Major Oliver Hogue, of ‘Trooper Bluegum’ fame, initially loathed camels, but in 1918 wrote Farewell to my steed as an apology.
In July 1918, the 1st Battalion held a mock funeral to commemorate the life of the Camel Corps. They wrapped a camel’s saddle in the Union Jack and after holding a full military funeral, they buried the saddle outside their camp. The padre conducting the burial service ended with these words:
I invite you all to look for the last time on this emblem of the departing Camel Corps … upon this instrument both of comfort and torture. We commit its saddle to the ground … in sure and certain hope that it will never rise into being again while this war lasts.
There are many parallels to be drawn between the Cameleer and his mount.
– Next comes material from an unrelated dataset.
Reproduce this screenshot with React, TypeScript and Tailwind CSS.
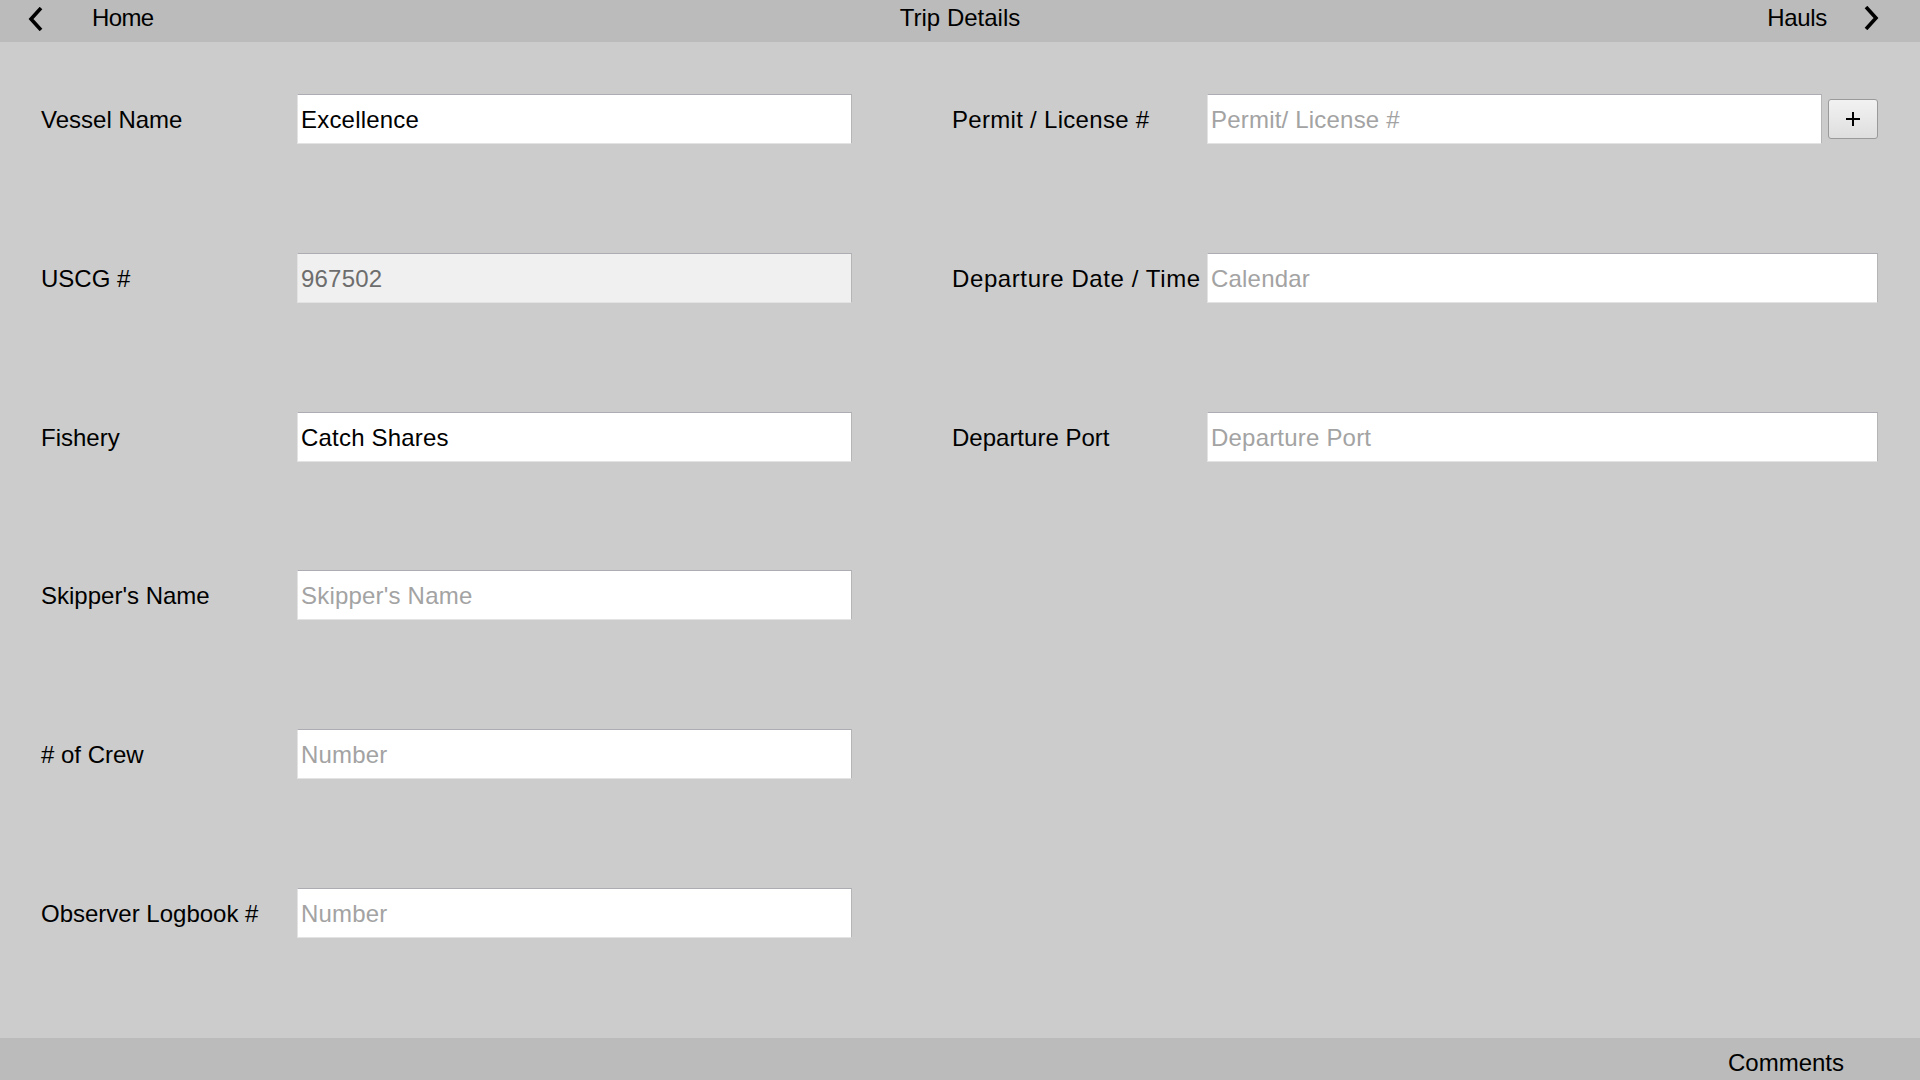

Just as the camel was a cantankerous and at times difficult beast to manage, it proved its worth in the fulfilment of its duty, even if perhaps in a rougher, coarser way than would be expected of a horse. While the stigma of being a rough band of men pulled from the dregs of their former battalions plagued the ICCB throughout its lifetime, the Australian Cameleers proved themselves time and again to be skilled and dependable soldiers who embraced their reputation and formed a vital component of the AIF’s Middle Eastern campaign.
In August 1918, following the disbandment of the Imperial Camel Corps, Hogue, who had once described the camel as one of the “vilest, stupidest, craziest beasts that ever cumbered the earth”, wrote a poem called Farewell To My Steed. It is something of an apology to his camel, and reflects the ways the cameleers’ sentiments had changed over their time together:
It was then my errant fancy lightly turned to thoughts of verse,
And I libelled you, old Hoosta, in a wild iambic curse.
I know you now for better; but for you, I might be dead.
So I recant, old Hoosta, I take back all I said.